Referring to Fig. 2 representing a data frame structure used in the GA HDTV transmission system, a frame consists of two fields and each field is divided into 313 segments. Each segment includes a segment synchronization signal of 4 symbols and 828 (data + forward error correction symbol(FEC))'s and a first segment of each field is allotted to a field synchronization signal.

The trellis coding has a strong characteristic against the AWGN but a weak characteristic against a group error and, therefore, input symbols may be sequentially inputted to 12 trellis coding blocks which are connected in parallel so that the input symbols may be 12 symbol intra-segment interleaved.
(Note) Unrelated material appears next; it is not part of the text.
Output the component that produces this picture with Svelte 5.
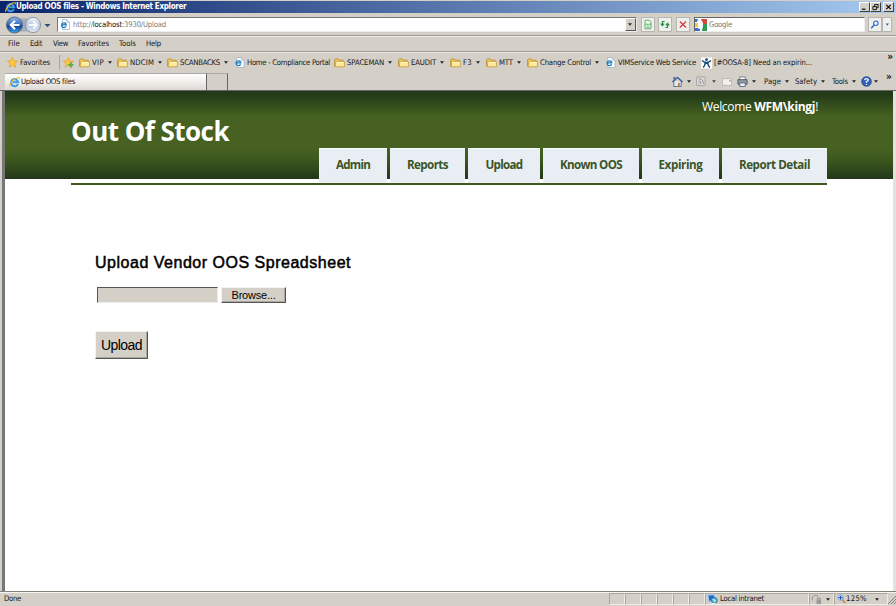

Since TCM codes have been interleaved by a unit of 12 symbols at the trellis code interleaver of a GA HDTV receiving system, the trellis code deinterleaver must involve 12 number of trellis decoders D1 to D12 connected in parallel in order to deinterleave transmitted data. Accordingly, each of the trellis decoders deinterleaves to decode every 12th symbol sequentially inputted.

Referring to Fig. 3, there is shown a block diagram of the conventional survivor memory unit (SMU) 14, wherein the SMU 14 includes a data delay processor 70 and a traceback processor 74. The data delay processor 70 receives the determination vector DVi of the survivor path for each state from the add-compare-select (ACS) unit 12 to store same therein and, after a delay for predetermined clocks, provides the determination vectors DVi's with a same index among the saved determination vectors at a same time, wherein an index i is equal to an index of intra-segment interleaved data dj The traceback processor 74 carries out both an optical response traceback, i.e., a maximum likelihood response traceback, algorithm for the 8 state mode and a partial response traceback algorithm for the 16 state mode by using the determination vectors DVi's fed from the data delay processor 70 so as to obtain the maximum likelihood response decoded symbol and a partial response decoded symbol; and provides either the maximum likelihood response decoded symbol or the partial response decoded symbol based on a mode selection signal (MODE~SEL).

Referring to Fig. 4, there is illustrated a block diagram of the traceback processor 74 shown in Fig. 3, which contains a first and a second operation modules 41 and 42 and a mode multiplexor (MODE MUX) 43. The first operation module 41 has a plurality of processing elements 41-1 to 41-15 for calculating the partial response decoded symbol by tracing back a determination vector of the 16 state mode for the partial response channel as far as the decoding depth thereof.

The second operation module 42 has a multiplicity of processing elements 42-1 to 42-10 for calculating the maximum likelihood decoded symbol by tracing back a determination vector of the 8 state mode for the maximum likelihood response channel as far as the decoding depth thereof. The MODE MUX 43 provides either the partial response decoded symbol fed from the 1st operation module 41 or the maximum likelihood decoded symbol fed from the 2nd operation module 42 based on the MODE~ SEL signal. Each of 16 input multiplexors la to 14a and lb to 10b in the processing elements selects one determination vector (X1, X0) among 16 determination vectors based on the current state of the corresponding processing element and, therefore, each 16 input multiplexor requires two 16:1 multiplexors.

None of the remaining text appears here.